Scenario:
I'm working with a customer that has a live database. On a separate server, they have a copy of this database and they have transactional replication setup, which runs constantly. I have an SSIS package that runs on the copy of the database for up to an hour to export data to a reporting database.
When I've tested the package with replication enabled, it occasionally fails as it reads from various tables at different points of the execution. The problem is that if some data is read at an early stage, which subsequently gets deleted/inserted, other related records that are read later on effectively become orphaned and cause lookup failures. Whilst I have various safeguards to combat this, it's difficult to cater for every case as not all records have dates that I can use to limit data.
Plan:
I have been looking at pausing the replication job, so that the package can run with static data and then re-enable it once the package has run.

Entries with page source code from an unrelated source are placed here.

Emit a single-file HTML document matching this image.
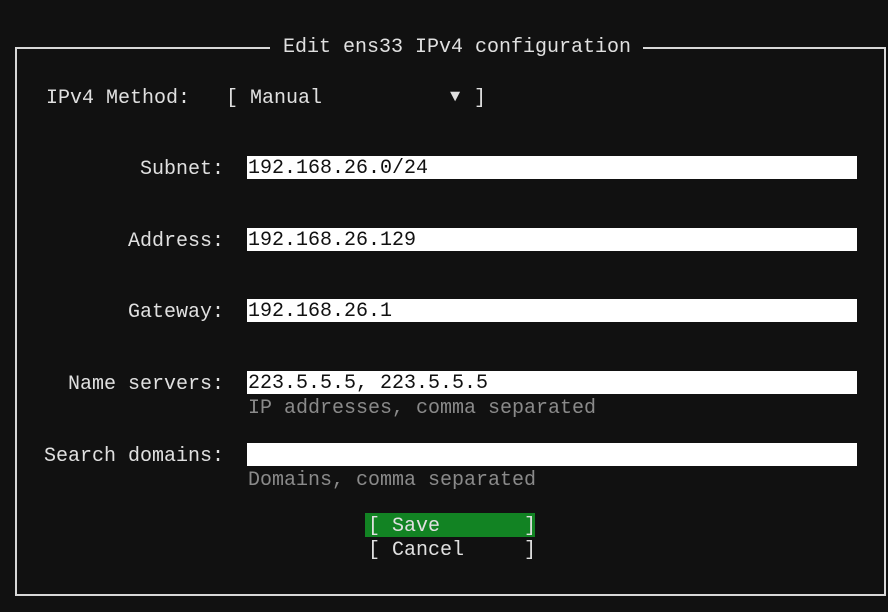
<!DOCTYPE html>
<html><head><style>
html,body{margin:0;padding:0;background:#111;}
body{width:888px;height:612px;position:relative;overflow:hidden;font-family:"Liberation Mono",monospace;font-size:20px;color:#e0e0e0;}
.t{position:absolute;line-height:24px;height:24px;white-space:pre;}
.box{position:absolute;left:15px;top:47px;width:871px;height:549px;border:2px solid #d8d8d8;box-sizing:border-box;}
.f{position:absolute;left:247px;width:610px;height:23px;background:#fff;color:#111;line-height:25px;padding-left:1px;box-sizing:border-box;white-space:pre;}
.h{color:#8a8a8a;}
</style></head><body>
<div class="box"></div>
<div class="t" style="left:270px;top:38px;background:#111;padding:0 12px 0 13px;height:20px;line-height:20px;">Edit ens33 IPv4 configuration</div>
<div class="t" style="left:46px;top:87px;">IPv4 Method:</div>
<div class="t" style="left:226px;top:87px;">[ Manual</div>
<div class="t" style="left:450px;top:86px;font-size:17px;">▼</div>
<div class="t" style="left:474px;top:87px;">]</div>
<div class="t" style="left:140px;top:158px;">Subnet:</div>
<div class="f" style="top:156px;">192.168.26.0/24</div>
<div class="t" style="left:128px;top:230px;">Address:</div>
<div class="f" style="top:228px;">192.168.26.129</div>
<div class="t" style="left:128px;top:301px;">Gateway:</div>
<div class="f" style="top:299px;">192.168.26.1</div>
<div class="t" style="left:68px;top:373px;">Name servers:</div>
<div class="f" style="top:371px;">223.5.5.5, 223.5.5.5</div>
<div class="t h" style="left:248px;top:397px;">IP addresses, comma separated</div>
<div class="t" style="left:44px;top:445px;">Search domains:</div>
<div class="f" style="top:443px;"></div>
<div class="t h" style="left:248px;top:469px;">Domains, comma separated</div>
<div style="position:absolute;left:365px;top:513px;width:170px;height:24px;background:#128323;"></div>
<div class="t" style="left:368px;top:515px;">[ Save       ]</div>
<div class="t" style="left:368px;top:539px;">[ Cancel     ]</div>
</body></html>
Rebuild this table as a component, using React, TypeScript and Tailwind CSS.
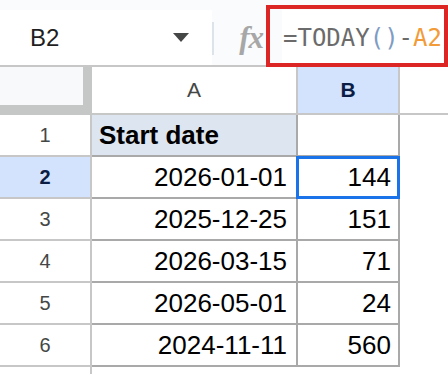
const rows = [
  { n: 1, a: "Start date", b: "" },
  { n: 2, a: "2026-01-01", b: "144" },
  { n: 3, a: "2025-12-25", b: "151" },
  { n: 4, a: "2026-03-15", b: "71" },
  { n: 5, a: "2026-05-01", b: "24" },
  { n: 6, a: "2024-11-11", b: "560" },
];

export default function App() {
  return (
    <div className="relative w-[448px] h-[374px] overflow-hidden bg-white font-['Liberation_Sans',Arial,sans-serif] text-black">
      <div className="h-[10px] bg-[#f9fbfd]" />

      {/* formula bar */}
      <div className="flex h-[55px] bg-[#f9fbfd]">
        <div className="relative w-[212px] bg-white flex items-center">
          <span className="ml-[30px] text-[24px] leading-none text-[#1f1f1f]">B2</span>
          <svg className="absolute left-[173px] top-[23px]" width="16" height="9" viewBox="0 0 16 9">
            <polygon points="0,0 16,0 8,9" fill="#444746" />
          </svg>
        </div>
        <div className="w-[2px] mt-[12px] h-[33px] bg-[#dde3ea]" />
        <div className="w-[52px] flex items-center justify-end pr-[3px]">
          <span className="font-['Liberation_Serif',serif] italic font-bold text-[31px] leading-none text-[#a7a7a7] tracking-[-1px]">
            fx
          </span>
        </div>
        <div className="w-[16px]" />
        <div className="flex-1 bg-white flex items-center pl-[1px] font-['DejaVu_Sans_Mono',monospace] text-[24px] leading-none">
          <span className="text-[#6b6b6b]">=TODAY</span>
          <span className="text-[#7f9cc4]">()</span>
          <span className="text-[#6b6b6b]">-</span>
          <span className="text-[#f29b38]">A2</span>
        </div>
      </div>
      <div className="h-[2px] bg-[#c7c7c7]" />

      {/* column headers */}
      <div className="flex h-[48px]">
        <div className="w-[92px] bg-[#c4c7c5]">
          <div className="w-[83px] h-[38px] bg-[#f8f9fa]" />
        </div>
        <div className="w-[206px] border-r-2 border-b-2 border-[#c7c7c7] flex items-center justify-center text-[21px] text-[#444746]">
          A
        </div>
        <div className="w-[102px] border-r-2 border-b-2 border-[#c7c7c7] bg-[#d3e3fd] flex items-center justify-center text-[21px] font-bold text-[#0b1d44]">
          B
        </div>
        <div className="flex-1 border-b-2 border-[#c7c7c7]" />
      </div>

      {/* rows */}
      {rows.map((r) => (
        <div key={r.n} className="flex h-[42px]">
          <div
            className={`w-[92px] border-r-2 border-b-2 border-[#c7c7c7] flex items-center justify-center text-[20px] ${
              r.n === 2 ? "bg-[#d3e3fd] font-bold text-[#0b1d44]" : "text-[#444746]"
            }`}
          >
            {r.n}
          </div>
          {r.n === 1 ? (
            <div className="w-[206px] border-r-2 border-b-2 border-[#a9a9a9] bg-[#dde6f0] flex items-center pl-[7px] text-[26px] font-bold">
              {r.a}
            </div>
          ) : (
            <div className="w-[206px] border-r-2 border-b-2 border-[#a9a9a9] flex items-center justify-end pr-[9px] text-[26px]">
              {r.a}
            </div>
          )}
          <div className="relative w-[102px] border-r-2 border-b-2 border-[#a9a9a9] flex items-center justify-end pr-[7px] text-[26px]">
            {r.b}
            {r.n === 2 && (
              <div className="absolute left-[-2px] top-[-1px] right-[-2px] bottom-[-2px] border-[3px] border-[#1a73e8]" />
            )}
          </div>
          <div className="flex-1" />
        </div>
      ))}
      <div className="flex h-[10px]">
        <div className="w-[92px] border-r-2 border-[#c7c7c7]" />
      </div>

      {/* highlight around formula */}
      <div className="absolute left-[266px] top-[5px] w-[182px] h-[62px] border-4 border-[#dc2626]" />
    </div>
  );
}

Once the replication is enabled again, all of the transactions from the live database that were generated during the package execution should then be applied to the copy.
Problem:
I've done some reading around the various Replication Agents used for transactional replication, but I'm not entirely sure what the minimum requirement is for pausing the replication.
At the moment I'm looking at pausing the Distribution Agent and the Log Reader Agent to achieve what I want to do. The question is, do I need to pause both agent jobs or can I pause one or the other so that the transactions build up and are applied once the agent is enabled?
I'm not sure if some of this is dependent on specific configurations or setup, but I can provide further information if required, so please comment if more information is required.